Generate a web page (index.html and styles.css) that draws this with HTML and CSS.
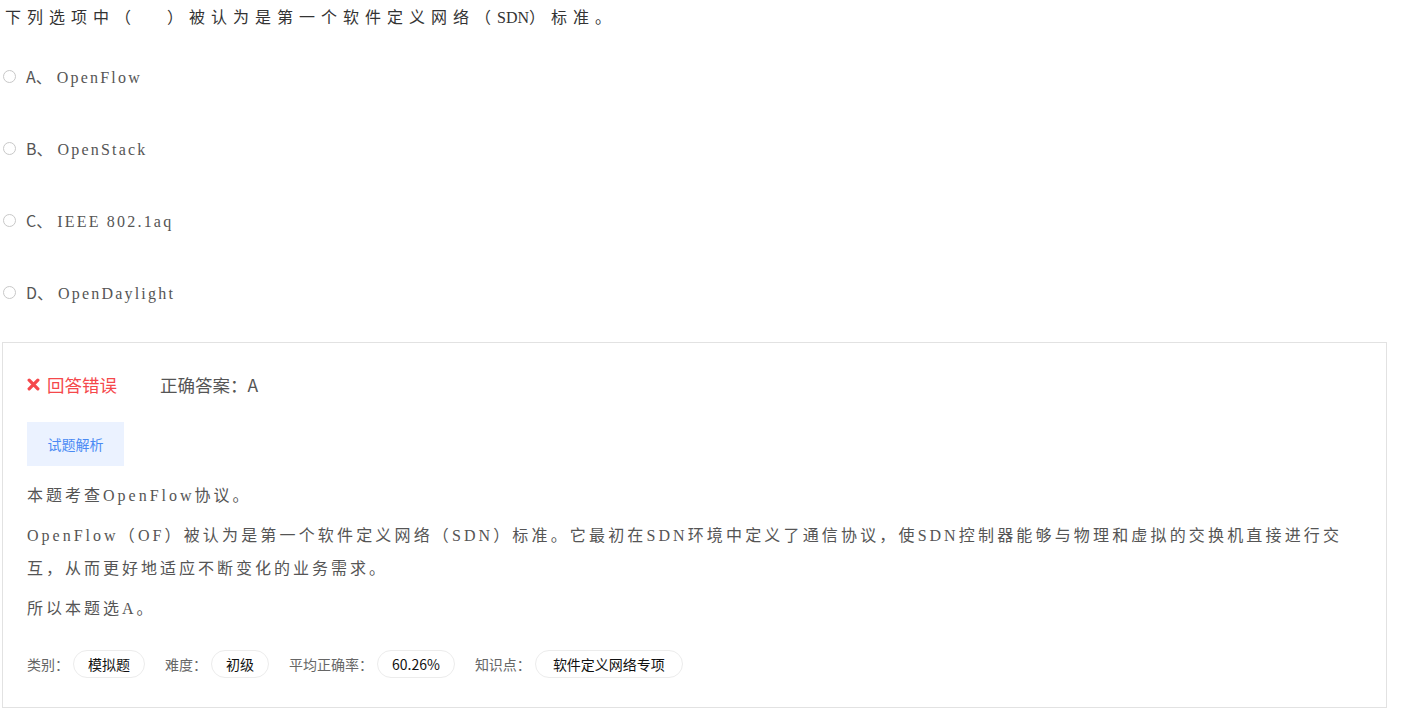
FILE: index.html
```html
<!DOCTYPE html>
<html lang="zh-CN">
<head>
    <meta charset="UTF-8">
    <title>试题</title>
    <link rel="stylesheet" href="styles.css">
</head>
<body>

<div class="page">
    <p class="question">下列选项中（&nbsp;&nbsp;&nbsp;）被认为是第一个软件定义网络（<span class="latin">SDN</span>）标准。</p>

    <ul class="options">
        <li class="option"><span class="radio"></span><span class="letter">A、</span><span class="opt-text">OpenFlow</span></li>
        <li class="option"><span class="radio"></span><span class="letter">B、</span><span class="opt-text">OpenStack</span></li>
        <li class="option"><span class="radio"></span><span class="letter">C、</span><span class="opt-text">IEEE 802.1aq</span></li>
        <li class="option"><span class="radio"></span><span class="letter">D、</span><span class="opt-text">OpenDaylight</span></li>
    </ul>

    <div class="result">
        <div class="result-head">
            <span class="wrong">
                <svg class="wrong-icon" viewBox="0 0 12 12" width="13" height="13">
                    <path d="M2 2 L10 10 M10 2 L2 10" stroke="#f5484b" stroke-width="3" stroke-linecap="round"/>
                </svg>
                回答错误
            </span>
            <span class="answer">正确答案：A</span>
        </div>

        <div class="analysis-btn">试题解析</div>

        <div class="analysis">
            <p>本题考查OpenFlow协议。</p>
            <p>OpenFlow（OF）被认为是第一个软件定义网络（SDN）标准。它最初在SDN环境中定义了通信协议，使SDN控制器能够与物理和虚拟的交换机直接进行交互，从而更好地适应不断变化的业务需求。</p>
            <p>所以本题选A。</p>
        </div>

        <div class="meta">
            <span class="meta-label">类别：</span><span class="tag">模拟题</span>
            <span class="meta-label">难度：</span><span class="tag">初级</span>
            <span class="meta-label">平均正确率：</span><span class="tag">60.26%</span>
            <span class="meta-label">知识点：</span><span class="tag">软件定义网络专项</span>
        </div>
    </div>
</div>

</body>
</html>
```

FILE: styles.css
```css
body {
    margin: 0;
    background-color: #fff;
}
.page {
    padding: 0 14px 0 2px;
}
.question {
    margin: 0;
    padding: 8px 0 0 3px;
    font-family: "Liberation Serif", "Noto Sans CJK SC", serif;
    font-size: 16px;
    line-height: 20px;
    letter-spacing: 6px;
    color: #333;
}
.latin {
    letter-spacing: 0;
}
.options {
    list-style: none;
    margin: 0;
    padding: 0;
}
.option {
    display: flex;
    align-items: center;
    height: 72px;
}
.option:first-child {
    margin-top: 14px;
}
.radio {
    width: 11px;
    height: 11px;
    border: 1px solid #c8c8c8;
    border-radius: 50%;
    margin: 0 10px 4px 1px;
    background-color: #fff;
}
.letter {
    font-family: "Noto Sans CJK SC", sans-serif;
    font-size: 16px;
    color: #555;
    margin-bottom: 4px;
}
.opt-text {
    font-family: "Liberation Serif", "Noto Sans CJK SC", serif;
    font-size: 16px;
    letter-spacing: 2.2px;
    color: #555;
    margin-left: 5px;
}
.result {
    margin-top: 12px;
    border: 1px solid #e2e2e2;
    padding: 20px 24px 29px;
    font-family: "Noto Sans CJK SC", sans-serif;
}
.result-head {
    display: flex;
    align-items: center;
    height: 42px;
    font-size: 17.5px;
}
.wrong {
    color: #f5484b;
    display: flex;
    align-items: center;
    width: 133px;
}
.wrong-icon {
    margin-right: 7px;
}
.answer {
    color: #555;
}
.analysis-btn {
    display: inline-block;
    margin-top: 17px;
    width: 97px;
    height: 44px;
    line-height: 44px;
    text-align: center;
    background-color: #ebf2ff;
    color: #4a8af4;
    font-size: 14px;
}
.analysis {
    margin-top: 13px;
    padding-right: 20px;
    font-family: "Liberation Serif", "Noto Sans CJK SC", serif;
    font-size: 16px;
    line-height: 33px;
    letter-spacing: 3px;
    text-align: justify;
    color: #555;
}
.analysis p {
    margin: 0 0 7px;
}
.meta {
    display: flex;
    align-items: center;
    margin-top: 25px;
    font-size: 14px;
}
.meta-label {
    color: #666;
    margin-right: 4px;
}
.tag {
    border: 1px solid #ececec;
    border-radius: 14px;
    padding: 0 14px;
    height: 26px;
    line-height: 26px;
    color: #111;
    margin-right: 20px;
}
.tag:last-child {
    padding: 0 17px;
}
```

◆ ◆ ◆ ◆

* Directive *
Copy all the lines of data exactly as they appear, dropping any images.

* Correct answer *
Generate a web page (index.html and styles.css) that draws this with HTML and CSS.
FILE: index.html
```html
<!DOCTYPE html>
<html lang="zh-CN">
<head>
    <meta charset="UTF-8">
    <title>试题</title>
    <link rel="stylesheet" href="styles.css">
</head>
<body>

<div class="page">
    <p class="question">下列选项中（&nbsp;&nbsp;&nbsp;）被认为是第一个软件定义网络（<span class="latin">SDN</span>）标准。</p>

    <ul class="options">
        <li class="option"><span class="radio"></span><span class="letter">A、</span><span class="opt-text">OpenFlow</span></li>
        <li class="option"><span class="radio"></span><span class="letter">B、</span><span class="opt-text">OpenStack</span></li>
        <li class="option"><span class="radio"></span><span class="letter">C、</span><span class="opt-text">IEEE 802.1aq</span></li>
        <li class="option"><span class="radio"></span><span class="letter">D、</span><span class="opt-text">OpenDaylight</span></li>
    </ul>

    <div class="result">
        <div class="result-head">
            <span class="wrong">
                <svg class="wrong-icon" viewBox="0 0 12 12" width="13" height="13">
                    <path d="M2 2 L10 10 M10 2 L2 10" stroke="#f5484b" stroke-width="3" stroke-linecap="round"/>
                </svg>
                回答错误
            </span>
            <span class="answer">正确答案：A</span>
        </div>

        <div class="analysis-btn">试题解析</div>

        <div class="analysis">
            <p>本题考查OpenFlow协议。</p>
            <p>OpenFlow（OF）被认为是第一个软件定义网络（SDN）标准。它最初在SDN环境中定义了通信协议，使SDN控制器能够与物理和虚拟的交换机直接进行交互，从而更好地适应不断变化的业务需求。</p>
            <p>所以本题选A。</p>
        </div>

        <div class="meta">
            <span class="meta-label">类别：</span><span class="tag">模拟题</span>
            <span class="meta-label">难度：</span><span class="tag">初级</span>
            <span class="meta-label">平均正确率：</span><span class="tag">60.26%</span>
            <span class="meta-label">知识点：</span><span class="tag">软件定义网络专项</span>
        </div>
    </div>
</div>

</body>
</html>
```

FILE: styles.css
```css
body {
    margin: 0;
    background-color: #fff;
}
.page {
    padding: 0 14px 0 2px;
}
.question {
    margin: 0;
    padding: 8px 0 0 3px;
    font-family: "Liberation Serif", "Noto Sans CJK SC", serif;
    font-size: 16px;
    line-height: 20px;
    letter-spacing: 6px;
    color: #333;
}
.latin {
    letter-spacing: 0;
}
.options {
    list-style: none;
    margin: 0;
    padding: 0;
}
.option {
    display: flex;
    align-items: center;
    height: 72px;
}
.option:first-child {
    margin-top: 14px;
}
.radio {
    width: 11px;
    height: 11px;
    border: 1px solid #c8c8c8;
    border-radius: 50%;
    margin: 0 10px 4px 1px;
    background-color: #fff;
}
.letter {
    font-family: "Noto Sans CJK SC", sans-serif;
    font-size: 16px;
    color: #555;
    margin-bottom: 4px;
}
.opt-text {
    font-family: "Liberation Serif", "Noto Sans CJK SC", serif;
    font-size: 16px;
    letter-spacing: 2.2px;
    color: #555;
    margin-left: 5px;
}
.result {
    margin-top: 12px;
    border: 1px solid #e2e2e2;
    padding: 20px 24px 29px;
    font-family: "Noto Sans CJK SC", sans-serif;
}
.result-head {
    display: flex;
    align-items: center;
    height: 42px;
    font-size: 17.5px;
}
.wrong {
    color: #f5484b;
    display: flex;
    align-items: center;
    width: 133px;
}
.wrong-icon {
    margin-right: 7px;
}
.answer {
    color: #555;
}
.analysis-btn {
    display: inline-block;
    margin-top: 17px;
    width: 97px;
    height: 44px;
    line-height: 44px;
    text-align: center;
    background-color: #ebf2ff;
    color: #4a8af4;
    font-size: 14px;
}
.analysis {
    margin-top: 13px;
    padding-right: 20px;
    font-family: "Liberation Serif", "Noto Sans CJK SC", serif;
    font-size: 16px;
    line-height: 33px;
    letter-spacing: 3px;
    text-align: justify;
    color: #555;
}
.analysis p {
    margin: 0 0 7px;
}
.meta {
    display: flex;
    align-items: center;
    margin-top: 25px;
    font-size: 14px;
}
.meta-label {
    color: #666;
    margin-right: 4px;
}
.tag {
    border: 1px solid #ececec;
    border-radius: 14px;
    padding: 0 14px;
    height: 26px;
    line-height: 26px;
    color: #111;
    margin-right: 20px;
}
.tag:last-child {
    padding: 0 17px;
}
```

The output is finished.